Unheimliche Geschichten  ( Uncanny Stories), titled Eerie Tales in English, is a 1919 German silent anthology film directed by Richard Oswald and starring Conrad Veidt. The film is split into five stories: The Apparition, The Hand, The Black Cat (based on the Edgar Allan Poe short story), The Suicide Club (based on the Robert Louis Stevenson short story) and Der Spuk (The Spectre).

A remake, also directed by Oswald, was released in 1932.

Plot
At midnight in a closed antiquarian bookshop, three figures – Death, the Devil and the Harlot – step out of paintings and read five macabre stories. The first story is The Apparition, about a man (Veidt) and a woman (Berber) who check into a hotel. When the woman vanishes, everyone there denies she ever existed. It is later revealed that she died of the plague and the hotel management wanted to cover it up. The second story is called The Hand, about two men (Veidt and Schunzel) who compete over a woman they desire. The loser kills his opponent, which leads to the victim's ghostly hand avenging itself on his murderer. The third story is The Black Cat, about a drunk (Schunzel) who murders his wife (Berber) and walls up her body in his cellar. The family cat reveals his murderous secret to the police. The fourth story is The Suicide Club, about a detective who discovers a secret society only to be chosen as their next victim via a card game.
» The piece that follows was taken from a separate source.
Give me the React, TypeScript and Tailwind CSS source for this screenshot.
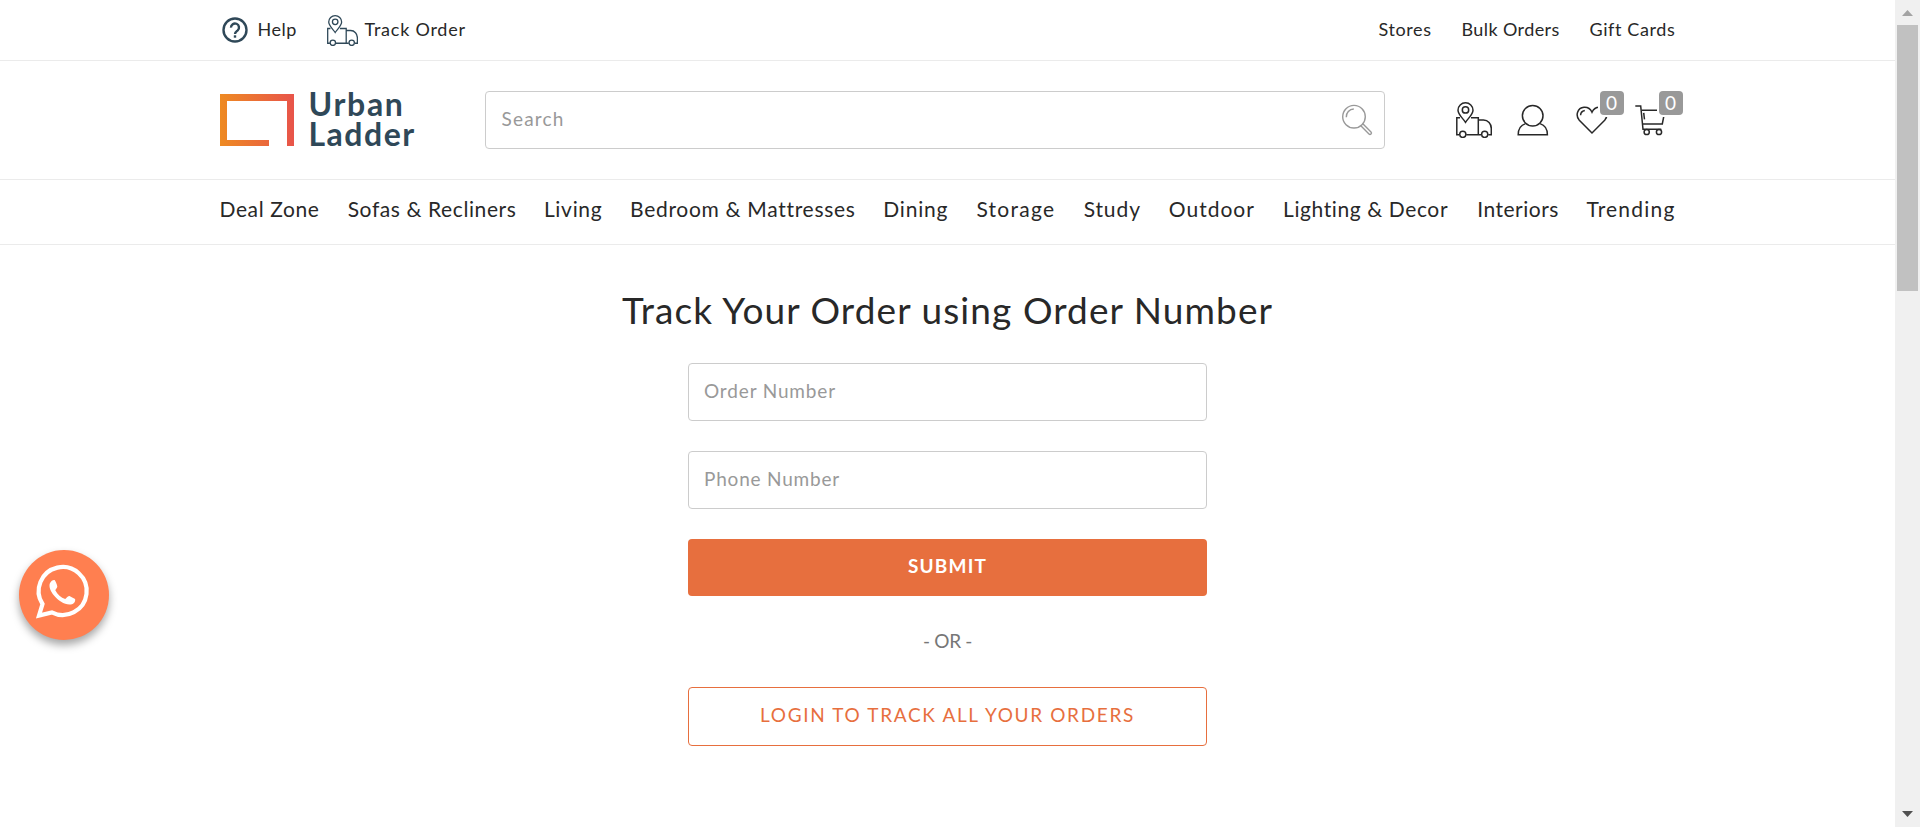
import type { ReactNode } from "react";

const navItems: { label: string; cls: string }[] = [
  { label: "Deal Zone", cls: "w-[100px] tracking-[0.600px]" },
  { label: "Sofas & Recliners", cls: "w-[168px] tracking-[0.6px]" },
  { label: "Living", cls: "w-[58px] tracking-[0.7px]" },
  { label: "Bedroom & Mattresses", cls: "w-[225px] tracking-[0.7px]" },
  { label: "Dining", cls: "w-[65px] tracking-[0.8px]" },
  { label: "Storage", cls: "w-[79px] tracking-[1.25px]" },
  { label: "Study", cls: "w-[57px] tracking-[0.9px]" },
  { label: "Outdoor", cls: "w-[86px] tracking-[1px]" },
  { label: "Lighting & Decor", cls: "w-[166px] tracking-[0.6px]" },
  { label: "Interiors", cls: "w-[81px] tracking-[0.5px]" },
  { label: "Trending", cls: "w-[89px] tracking-[1.2px]" },
];

function TruckIcon({ className }: { className: string }) {
  return (
    <svg viewBox="0 0 36 36" fill="none" stroke="currentColor" strokeWidth="1.5" className={className}>
      <path d="M9.5 20.3C7.2 16.6 2 12.600 2 8.200a7.500 7.400 0 0 1 15 0C17 12.600 11.800 16.600 9.500 20.300Z" />
      <circle cx="9.5" cy="7.900" r="3.200" />
      <path d="M4 15.700H.8v17.100h2.600M15 15.700h7.300v17.100H10.200M22.300 18h5.200c4.500 0 7.800 4 7.800 8.500v6.300h-3.100M22.300 32.800h3" />
      <circle cx="6.800" cy="32.300" r="3.100" />
      <circle cx="28.700" cy="32.300" r="3.100" />
    </svg>
  );
}

function HelpIcon() {
  return (
    <svg viewBox="0 0 26 26" fill="none" stroke="currentColor" className="h-[26px] w-[26px]">
      <circle cx="13" cy="13" r="11.500" strokeWidth="2.400" />
      <path d="M9 10.600a4 4 0 1 1 6.700 2.800c-1.500 1.200-2.700 1.800-2.700 3.600" strokeWidth="2.400" />
      <path d="M11.800 18.300h2.400v2.400h-2.400z" fill="currentColor" stroke="none" />
    </svg>
  );
}

function SearchIcon() {
  return (
    <svg viewBox="0 0 32 32" fill="none" stroke="currentColor" strokeWidth="1.400" className="h-8 w-8">
      <circle cx="13" cy="12.700" r="11.300" />
      <path d="M5.300 13.200a7.700 7.700 0 0 1 7.500-8.200" />
      <path d="M19.800 21.800l8.200 8.200a1.300 1.300 0 0 0 2-2l-8.200-8.200" />
    </svg>
  );
}

function UserIcon() {
  return (
    <svg viewBox="0 0 32 32" fill="none" stroke="currentColor" strokeWidth="1.500" className="h-8 w-8">
      <circle cx="15.700" cy="11.800" r="10.300" />
      <path d="M8.600 19.600C4 21 1.200 25.500 1.200 30.800h29.200c0-5.300-2.800-9.800-7.400-11.200" />
    </svg>
  );
}

function HeartIcon() {
  return (
    <svg viewBox="0 0 32 32" fill="none" stroke="currentColor" strokeWidth="1.500" className="h-8 w-8">
      <path d="M16 29L3.300 16.200C-.8 11.500 1.300 3.800 8 3.200c3.800-.300 6.500 1.700 8 5 1.500-3.300 4.200-5.300 8-5 6.700.600 8.800 8.300 4.700 13L16 29Z" />
      <path d="M4.600 11.300c0-2.600 1.600-4.400 4.200-4.900" />
    </svg>
  );
}

function CartIcon() {
  return (
    <svg viewBox="0 0 32 32" fill="none" stroke="currentColor" strokeWidth="1.500" className="h-8 w-8">
      <path d="M.3 2H5.700L8 25.300h18.300" />
      <path d="M6.500 6.200H30L27.300 19.900H7.600" />
      <path d="M8.700 8.800l.8 6.500" />
      <circle cx="11.700" cy="28" r="2.600" />
      <circle cx="24" cy="28" r="2.600" />
    </svg>
  );
}

function Badge({ children }: { children: ReactNode }) {
  return (
    <span className="absolute -top-[13px] left-[24px] flex h-6 w-6 items-center justify-center rounded bg-[#999] pb-[2px] text-[19px] leading-none text-white ring-2 ring-white">
      {children}
    </span>
  );
}

function Field({ label, cls }: { label: string; cls: string }) {
  return (
    <input
      type="text"
      placeholder={label}
      className={`h-[58px] w-full rounded border border-[#ccc] px-[15px] pb-[3px] text-[19px] text-[#282828] outline-none placeholder:text-[#999] ${cls}`}
    />
  );
}

function Logo() {
  return (
    <div className="flex items-start gap-[15px] pt-[3px] text-[#2f4858]">
      <svg viewBox="0 0 74 52" className="h-[52px] w-[74px]">
        <defs>
          <linearGradient id="frame" x1="0" x2="1" y1="0" y2="0">
            <stop offset="0" stopColor="#ee8a22" />
            <stop offset="1" stopColor="#e8544a" />
          </linearGradient>
        </defs>
        <path d="M0 0H74V52H67V7H7V46H49V52H0Z" fill="url(#frame)" />
      </svg>
      <div className="-mt-[5px] text-[32px] leading-[30px] font-bold">
        <div className="tracking-[1.700px]">Urban</div>
        <div className="tracking-[1.500px]">Ladder</div>
      </div>
    </div>
  );
}

function ScrollBar() {
  return (
    <div className="flex h-full w-[25px] shrink-0 flex-col items-center bg-[#f0f0f0] pt-[10px] pb-[10px]">
      <svg viewBox="0 0 11 6" className="h-[6px] w-[11px] text-[#a3a3a3]">
        <path d="M5.500 0L11 6H0Z" fill="currentColor" />
      </svg>
      <div className="mt-[9px] h-[266px] w-[21px] bg-[#c1c1c1]" />
      <svg viewBox="0 0 11 6" className="mt-auto h-[6px] w-[11px] text-[#505050]">
        <path d="M0 0H11L5.500 6Z" fill="currentColor" />
      </svg>
    </div>
  );
}

export default function App() {
  return (
    <div className="flex h-[827px] overflow-hidden bg-white font-['Lato',sans-serif] text-[#282828]">
      <div className="min-w-0 flex-1">
        <div className="border-b border-[#ebebeb]">
          <div className="mx-auto flex h-[60px] w-[1456px] items-center justify-between text-lg">
            <div className="flex items-center">
              <a className="flex items-center pl-[2px]">
                <span className="text-[#2f4858]"><HelpIcon /></span>
                <span className="ml-[10px] w-[41px] pb-[2px] tracking-[0.500px]">Help</span>
              </a>
              <a className="ml-[28px] flex items-center">
                <TruckIcon className="h-[31px] w-[31px] text-[#2f4858]" />
                <span className="ml-[7px] pb-[2px] tracking-[0.760px]">Track Order</span>
              </a>
            </div>
            <div className="flex items-center gap-[30px] pb-[2px] whitespace-nowrap">
              <a className="w-[53px] tracking-[0.600px]">Stores</a>
              <a className="w-[98px] tracking-[0.400px]">Bulk Orders</a>
              <a className="w-[86px] tracking-[0.600px]">Gift Cards</a>
            </div>
          </div>
        </div>

        <div className="border-b border-[#ebebeb]">
          <div className="mx-auto flex h-[118px] w-[1456px] items-center">
            <div className="w-[265px]"><Logo /></div>
            <div className="flex h-[58px] w-[900px] items-center rounded border border-[#ccc] pr-[11px] pl-4 text-[#999]">
              <input
                type="text"
                placeholder="Search"
                className="min-w-0 flex-1 pb-[2px] text-[19px] tracking-[1.200px] text-[#282828] outline-none placeholder:text-[#999]"
              />
              <SearchIcon />
            </div>
            <div className="flex flex-1 items-center pl-[71px]">
              <TruckIcon className="h-9 w-9" />
              <span className="ml-[25px]"><UserIcon /></span>
              <span className="relative ml-[27px]"><HeartIcon /><Badge>0</Badge></span>
              <span className="relative ml-[27px]"><CartIcon /><Badge>0</Badge></span>
            </div>
          </div>
        </div>

        <nav className="border-b border-[#ebebeb]">
          <div className="mx-auto flex h-16 w-[1456px] items-center justify-between pb-[6px] text-[21px] whitespace-nowrap">
            {navItems.map((n) => (
              <a key={n.label} className={n.cls}>{n.label}</a>
            ))}
          </div>
        </nav>

        <main className="mx-auto flex w-[519px] flex-col items-center pt-10">
          <h1 className="text-[37px] leading-[50px] tracking-[1.090px] whitespace-nowrap">
            Track Your Order using Order Number
          </h1>
          <div className="mt-7 flex w-full flex-col gap-[30px]">
            <Field label="Order Number" cls="tracking-[0.850px]" />
            <Field label="Phone Number" cls="tracking-[0.800px]" />
            <button className="h-[57px] w-full rounded bg-[#e76f3e] pb-[2px] text-[19px] font-bold tracking-[1.200px] text-white">
              SUBMIT
            </button>
          </div>
          <div className="flex h-[91px] items-center text-[19px] tracking-[-0.300px] text-[#777]">- OR -</div>
          <button className="h-[59px] w-full rounded border border-[#e76f3e] pb-[2px] text-[19px] tracking-[1.650px] text-[#e76f3e]">
            LOGIN TO TRACK ALL YOUR ORDERS
          </button>
        </main>
      </div>

      <ScrollBar />

      <button className="absolute top-[550px] left-[19px] flex h-[90px] w-[90px] items-center justify-center rounded-full bg-[#ff7f50] shadow-[0_5px_8px_rgba(0,0,0,0.35)]">
        <svg viewBox="0 0 90 90" className="h-[90px] w-[90px]">
          <path
            d="M20 65.500L23.500 54A24 24 0 1 1 32.800 62.400Z"
            fill="none"
            stroke="white"
            strokeWidth="4.200"
            strokeLinejoin="miter"
          />
          <path
            d="M30.800 33.500c1.300-2.700 3.500-3.800 5-3.300 1.200 1.800 2.300 4.500 2.500 6.200 0 1.600-1.700 2.700-2 3.800 2.200 4.300 5.700 7.300 9.900 8.800 1.300-.500 2.400-3.200 4.200-2.900l5.700 2.900c.6 3.200-1.900 5.600-5.600 5.600-5.500-.200-11.500-4-15.500-9-3.500-4.400-5.200-8.600-4.200-12.100Z"
            fill="white"
          />
        </svg>
      </button>
    </div>
  );
}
The final story called The Spectre is about a braggart baron (Veidt) who encourages his wife (Berber) to have an affair with a total stranger. With the completion of the fifth tale, the clock in the shop strikes one and the three ghostly storytellers retreat back into their paintings.

Cast
 Anita Berber as Harlot
 Reinhold Schünzel as the Devil
 Conrad Veidt as Death
 Hugo Döblin	
 Paul Morgan	
 Georg John	
 Bernhard Goetzke

Production
Unheimliche Geschichten was directed, produced and co-written by Richard Oswald. The film stars Anita Berber, Reinhold Schünzel and Conrad Veidt as the Harlot, the Devil and Death in the opening sequence, but they also play various other roles in each of the five stories. Each story was based on an author's work, including  Anselm Heine (The Apparition, 1912), Robert Liebmann (The Hand), Edgar Allan Poe (The Black Cat, 1843), Robert Louis Stevenson ("The Suicide Club", 1878) and Richard Oswald's own contribution (Der Spuk/ The Spectre).

Release
Unheimliche Geschichten was first shown in Berlin on November 5, 1919. In the book Directory of World Cinema: Germany, Volume 10 Katharina Loew described the film as the "critical link between the more conventional German mystery and detective films of the mid 1910s and the groundbreaking fantastic cinema of the early 1920s".  The film is sometimes referred to in reference works as Weird Tales, Eerie Tales, Five Sinister Stories or Tales of the Uncanny.

Reception
From contemporary reviews in Germany, the Berliner Tageblatt praised the acting of Conrad Veidt, the lighting and that the film was effective without having a cast of thousands. The review commented that the pace of the film did stagger at times. Der Kinematograph, also praised Veidt and Oswalds' mastery of film.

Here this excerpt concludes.